Many mainland Chinese believe that Beijing has spoilt Hong Kong rotten since the 1997 handover.
From supplying safer food to facilitating more tourists and capital flows, the central government has spoon-fed the special administrative region with tailor-made policy blessings, the mainlanders say.
Some have even gone so far as to allege that Beijing’s munificence to Hong Kong has come at the expense of mainland cities and regions.
If the central government had not offered all the concessions to Hong Kong, Shanghai city and Guangdong province, in particular, could have achieved much more in finance and other tertiary sectors, the critics say.
Now, how valid is this claim?
Looking at some data, Shanghai has raced past Hong Kong on a few key parameters, including annual economic output.
Shanghai’s gross domestic product stood at 2.35 trillion yuan in 2014, while that of Hong Kong was at about 1.8 trillion yuan going by current renminbi exchange rate.
When it comes to stock market turnover, it is also Shanghai that has scored, thanks to the runaway bull market there since 2014.
Were it not for Beijing’s largesse to Hong Kong, the “epic fall” of the special administrative region and Shanghai’s rise would have been much greater, mainlanders say.
Taking an objective view when discussing the rivalry between the twin cities and Shanghai’s potential in finance, one must point out that while Shanghai has been China’s top domestic financial and banking center, the city is still far from being an international financial hub in any true sense.
China’s rise as a global powerhouse cannot change the fact that the nation’s capital and financial system still remains largely a fenced one.
Initiatives in recent years like the qualified domestic institutional investor scheme, qualified foreign institutional investor scheme and the cross-border bourse link have merely opened a small gap in the fence, without really throwing it open.
Hong Kong’s success, meanwhile, largely owes to its strong social and legal infrastructure.
Another fact to be borne in mind is that Hong Kong’s financial sector is not so dependent on China, as the city serves and marshals truly globalized transactions and capital flow.
International institutional investors from the United States and Europe are still ruling the roost in the city.
Chinese players and the renminbi have been catching up rapidly in the past decade, but the size of offshore renminbi pool in Hong Kong, the most realistic indicator, is still very small compared to the overall assets being managed in the city.
As the Chinese currency still has a long way to go on the internationalization path and as there is no timetable for free convertibility, Shanghai is still someway off from becoming a truly global financial center that can rival Hong Kong.
Shanghai also lacks some essential nutrition for a financial center, like seamless alignment with other markets.
Thus, even if the renminbi is suddenly allowed to flow freely, Shanghai would still be fettered by many controls: for instance, the lack of sizable and vibrant markets for foreign exchange and futures, and more importantly a sound and stringent legal and institutional system.
All these are aspects that Hong Kong can help with.

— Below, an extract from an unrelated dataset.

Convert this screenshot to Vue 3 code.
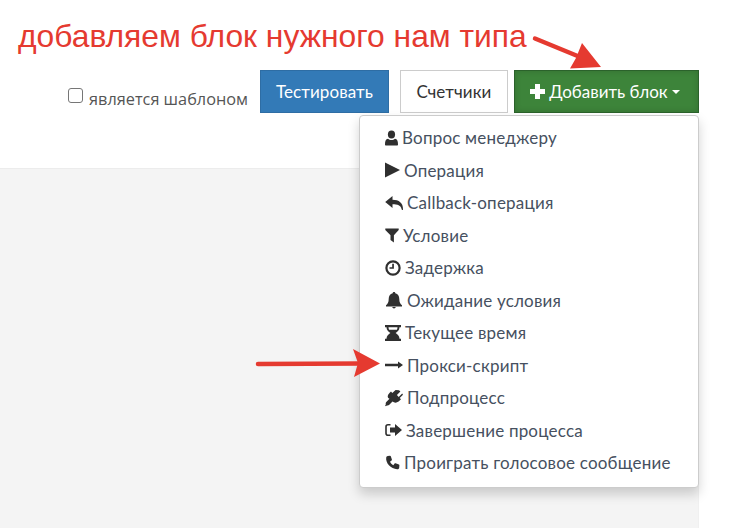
<script setup>
const items = [
  { t: 'Вопрос менеджеру', i: 'user', w: 13 },
  { t: 'Операция', i: 'play', w: 15 },
  { t: 'Callback-операция', i: 'reply', w: 18 },
  { t: 'Условие', i: 'filter', w: 14 },
  { t: 'Задержка', i: 'clock', w: 16 },
  { t: 'Ожидание условия', i: 'bell', w: 18 },
  { t: 'Текущее время', i: 'glass', w: 16 },
  { t: 'Прокси-скрипт', i: 'arrow', w: 18 },
  { t: 'Подпроцесс', i: 'plug', w: 18 },
  { t: 'Завершение процесса', i: 'exit', w: 17 },
  { t: 'Проиграть голосовое сообщение', i: 'phone', w: 15 }
]
</script>

<template>
  <div class="page">
    <header class="top">
      <h1 class="note">добавляем блок нужного нам типа</h1>
      <div class="bar">
        <label class="tpl"><input type="checkbox" class="chk" /><span>является шаблоном</span></label>
        <button class="btn blue">Тестировать</button>
        <button class="btn plain">Счетчики</button>
        <div class="drop">
          <button class="btn green">
            <svg class="plus" viewBox="0 0 15 15" width="15" height="15"><path d="M5 0h5v5h5v5h-5v5H5v-5H0V5h5z" fill="#fff" /></svg>
            Добавить блок
            <span class="caret"></span>
          </button>
          <ul class="menu">
            <li v-for="it in items" :key="it.t" class="row">
              <svg class="ic" :style="{ width: it.w + 'px' }" :viewBox="`0 0 ${it.w} 16`" height="16" fill="#2f2f2f">
                <template v-if="it.i === 'user'">
                  <ellipse cx="6.500" cy="4.500" rx="3.600" ry="4" />
                  <path d="M1 15.500c-.6 0-1-.5-1-1.100 0-3.200.7-5.400 3-5.600 1 .8 2 1.200 3.500 1.200s2.500-.4 3.500-1.200c2.300.2 3 2.400 3 5.600 0 .6-.4 1.100-1 1.100z" />
                </template>
                <path v-else-if="it.i === 'play'" d="M0 .5 15 8 0 15.500z" />
                <path v-else-if="it.i === 'reply'" d="M7.500 1 .2 7l7.300 6V9.300c5 0 8.400 1 9.200 5.200.6.800 1.200.8 1.300-.3C18.200 8 14 4.800 7.500 4.800z" />
                <path v-else-if="it.i === 'filter'" d="M.3 1.500h13.400v1.500L8.900 8.300v7.200l-3.400-2.500V8.300L.3 3z" />
                <template v-else-if="it.i === 'clock'">
                  <circle cx="8" cy="8" r="6.600" fill="none" stroke="#2f2f2f" stroke-width="2.200" />
                  <path d="M7.200 3.800h1.700v5H4.500V7.200h2.700z" />
                </template>
                <path v-else-if="it.i === 'bell'" d="M9 0c.8 0 1.300.5 1.300 1.300 2.700.7 4 3 4 5.700 0 3.200 1 5 2.700 6.200v1.200H1v-1.200c1.700-1.200 2.700-3 2.700-6.200 0-2.700 1.300-5 4-5.700C7.700.5 8.200 0 9 0zM7.200 15.100h3.600c-.2.800-.9 1.300-1.800 1.300s-1.600-.5-1.800-1.300z" />
                <path v-else-if="it.i === 'glass'" d="M0 0h16v2.300h-1.500c0 3-2.100 4.500-3.900 5.700 1.800 1.200 3.900 2.700 3.900 5.700H16V16H0v-2.300h1.500c0-3 2.100-4.500 3.900-5.700C3.600 6.800 1.500 5.300 1.500 2.300H0zM3.500 2.300c0 .9.200 1.800.6 2.500h7.800c.4-.7.600-1.600.6-2.500z" fill-rule="evenodd" />
                <path v-else-if="it.i === 'arrow'" d="M0 6.800h13V4.600L18 8l-5 3.400V9.200H0z" />
                <path v-else-if="it.i === 'plug'" d="M14 .2 15.400 1.600l-3.500 3.500 1.800 1.800 3.500-3.500L18 4.800l-3.300 3.100 1.300 1.300-1.300 1.300c-2.500 2.500-5 2.700-7.200 1.100l-3.200 3.200c-.6.600-1.700.9-2.500.6l-.9.900-.9-1 .9-.9c-.4-.7-.2-1.900.4-2.500l3.200-3.200C2 7.800 2.300 5.200 4.700 2.800l1.300-1.200 1.300 1.300L10.600-.1z" />
                <template v-else-if="it.i === 'exit'">
                  <path d="M5.500 2.800H3C1.900 2.800 1 3.700 1 4.800v6.400c0 1.100.9 2 2 2h2.500" fill="none" stroke="#2f2f2f" stroke-width="1.600" />
                  <path d="M5 5.500h5V2l7 6-7 6v-3.500H5z" />
                </template>
                <path v-else d="M2.700.9 5 .7c.4 0 .7.200.8.500l1.100 3.300c.1.400 0 .7-.3 1L5 6.800c.7 1.500 1.800 2.600 3.300 3.400l1.300-1.600c.3-.3.600-.4 1-.3l3.300 1.100c.3.100.5.500.5.900l-.2 2.500c0 .6-.5 1.200-1.200 1.400C6.500 14.800 0 8.200 1.300 2.100c.1-.6.700-1.100 1.400-1.200z" />
              </svg>
              <span>{{ it.t }}</span>
            </li>
          </ul>
        </div>
      </div>
    </header>
    <div class="content">
      <main class="canvas"></main>
    </div>

    <svg class="arrows" viewBox="0 0 739 528" width="739" height="528">
      <path d="M535 38.500 580 57" stroke="#e53a30" stroke-width="4.500" stroke-linecap="round" fill="none" />
      <path d="M582 43 601 67 570 68.500 576 58z" fill="#e53a30" />
      <path d="M258 364 362 363.500" stroke="#e53a30" stroke-width="4.500" stroke-linecap="round" fill="none" />
      <path d="M353 349 380 363.500 354 377 358 363z" fill="#e53a30" />
    </svg>
  </div>
</template>

<style scoped>
.page {
  position: relative;
  width: 739px;
  height: 528px;
  overflow: hidden;
  display: flex;
  flex-direction: column;
  background: #fff;
  font-family: "Lato", "Open Sans", sans-serif;
  color: #444;
}
.top {
  height: 168px;
  flex: none;
  border-bottom: 1px solid #ececec;
  width: 699px;
}
.note {
  margin: 0;
  padding: 17px 0 0 18px;
  height: 70px;
  box-sizing: border-box;
  font: 400 31.800px/38px "Liberation Sans", Arial, sans-serif;
  color: #e53a30;
  white-space: nowrap;
}
.bar {
  display: flex;
  justify-content: flex-end;
  align-items: flex-start;
}
.tpl {
  display: flex;
  align-items: center;
  margin-right: 12px;
  padding-top: 18px;
  font: 400 16.300px/22px "Open Sans", sans-serif;
  color: #555;
}
.chk {
  appearance: none;
  flex: none;
  width: 15px;
  height: 15px;
  margin: -7px 6px 0 0;
  border: 1.500px solid #767676;
  border-radius: 3px;
  background: #fff;
}
.btn {
  height: 43px;
  box-sizing: border-box;
  border: 1px solid transparent;
  border-radius: 0;
  font: inherit;
  font-size: 17px;
  letter-spacing: 0.1px;
  padding: 0;
}
.blue { width: 129px; background: #337ab7; border-color: #2e6da4; color: #fff; margin-right: 11px; }
.plain { width: 108px; background: #fff; border: 1px solid #ccc; color: #333; margin-right: 6px; }
.drop { position: relative; }
.green {
  width: 185px;
  padding-right: 3px;
  background: #3d843a;
  border-color: #2b622b;
  box-shadow: inset 0 0 6px rgba(0, 0, 0, 0.15);
  color: #fff;
  display: flex;
  align-items: center;
  justify-content: center;
  gap: 4px;
  letter-spacing: 0;
}
.plus { flex: none; }
.caret {
  width: 0;
  height: 0;
  border-left: 4.500px solid transparent;
  border-right: 4.500px solid transparent;
  border-top: 4.500px solid #fff;
}
.menu {
  position: absolute;
  top: 45px;
  right: 0;
  width: 340px;
  height: 373px;
  box-sizing: border-box;
  margin: 0;
  padding: 5.500px 0 0;
  list-style: none;
  background: #fff;
  border: 1px solid #ccc;
  border-radius: 4px;
  box-shadow: 0 6px 12px rgba(0, 0, 0, 0.175);
  z-index: 2;
}
.row {
  height: 32.500px;
  display: flex;
  align-items: center;
  gap: 4px;
  padding-left: 25px;
  font-size: 17px;
  letter-spacing: 0.2px;
  font-weight: 400;
  color: #465060;
  white-space: nowrap;
}
.ic { flex: none; overflow: visible; }
.content {
  flex: 1;
  display: flex;
}
.canvas {
  width: 698px;
  background: #f4f4f4;
  border-right: 1px solid #f0f0f0;
}
.arrows {
  position: absolute;
  inset: 0;
  z-index: 3;
  pointer-events: none;
}
</style>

Initiatives like the Stock Connect and other liberalization moves in the pipeline aim to assist Shanghai to help the city move closer to the international level by modeling on Hong Kong.
As the US dollar still reins supreme globally, New York, London and Hong Kong will continue to be dominant players on the international financial stage.
London is the world’s largest offshore hub for the US dollar. Meanwhile, the Hong Kong dollar — due to its peg to the greenback — is seen as the shadow US unit, giving the city a key role in 24-hour, nonstop global trading across three time zones.
As China is reluctant to open up its financial market, Shanghai’s prospects are not certain.
If Hong Kong falters, the real beneficiary will probably be Singapore, not Shanghai.
Also, if Hong Kong falls behind, it is Chinese firms that will suffer as they will lose their single most vital overseas financing platform.
Moreover, in a blow for Beijing, the renminbi internationalization will hit a roadblock.
Given these realities, it is no surprise that top Chinese officials, including Premier Li Keqiang and NDRC director Xu Shaoshi, have made fresh calls to give a greater role to Hong Kong in China’s overall development.
Now, it may be time for the ordinary Chinese citizens to shed their illusions as well.